As good as it getsBy the staff of Dirt Wheels

Even though the Sportsman 850 is the normal 48 inches wide for a 4×4, it feels solid and planted on the trail. It has some serious rubber on the ground for a 4×4 quad!

There are subtle but important changes and updates to the 2021 Polaris Sportsman 850. In this case we are testing the Ultimate Trail Edition. That whole Ultimate Trail Edition (UTE) designation and specifications are new for 2021, so the UTE is, by definition, all new, despite sharing a great deal with current and past twin-cylinder Sportsman models. Regardless of the percentage that is new, the package is impressive, and we were excited to get some trail miles under the wheels. 

Polaris claims the UTE is, “Built for the rider that needs top trail performance and exclusive looks. Trail-ready straight from the factory, the Sportsman 850 Ultimate Trail Edition lets you go wherever the adventure takes you.” One facet of the UTE is fully painted bodywork. We don’t see how that helps for serious trails, but the winch, bumper, lights and tires are all bona fide helpers on any trail.
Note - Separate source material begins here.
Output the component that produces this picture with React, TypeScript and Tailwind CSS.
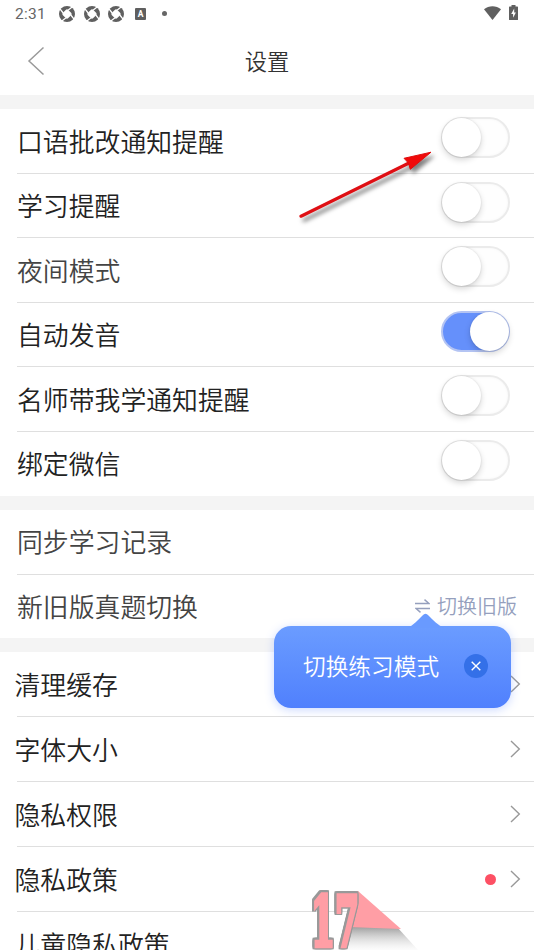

The tires alone make a big difference. Our last Polaris 850 test vehicle had tires that were an inch smaller and an inch narrower. All of the Sportsman 850 versions offer sublime comfort and convenience to what is essentially a work quad that is big fun to play on. We took the time to look over a good number of customer reviews on the 850. We saw almost none that used the quad solely for work. On the other hand, nearly none of the owners used the quad strictly for fun. All have at least two uses for the quad, and in a large number of cases, the second use was either plowing snow or hunting.

There is plenty of power to slide the Sportsman 850 Ultimate Trail Edition when you want to, but it never just spins from sudden jumps in power. The 850 is very controllable.


The Ultimate Trail Edition is claimed to have been engineered with “rider-inspired upgrades.” That is another way to say the company acceded to customer suggestions. The Ultimate Trail Edition starts with the capable Sportsman 850, then changes it up for riders that demand a trail machine with both looks and performance. UTE improvements include upgraded LED headlights and a handlebar-mounted LED pod light as part of the instrument display. All three lights have high and low beams. Lightweight, 14-inch cast-aluminum wheels hold tough, wear- and puncture-resistant 27-inch Duro tires.

For more clearance, the UTE has front and rear arched A-arms to boost usable ground clearance. New-for-‘21 are automotive-style sealed suspension bushings designed to withstand mud and water intrusion and reduce vehicle maintenance. An Ultimate Series front bumper and steel skid plates provide added protection from trail abuse and the elements. A Polaris Pro HD 3500-pound winch with synthetic rope comes standard. We find winches helpful to clear junk from the trail more often than to free the machine from sticky situations. We are still happy to have one.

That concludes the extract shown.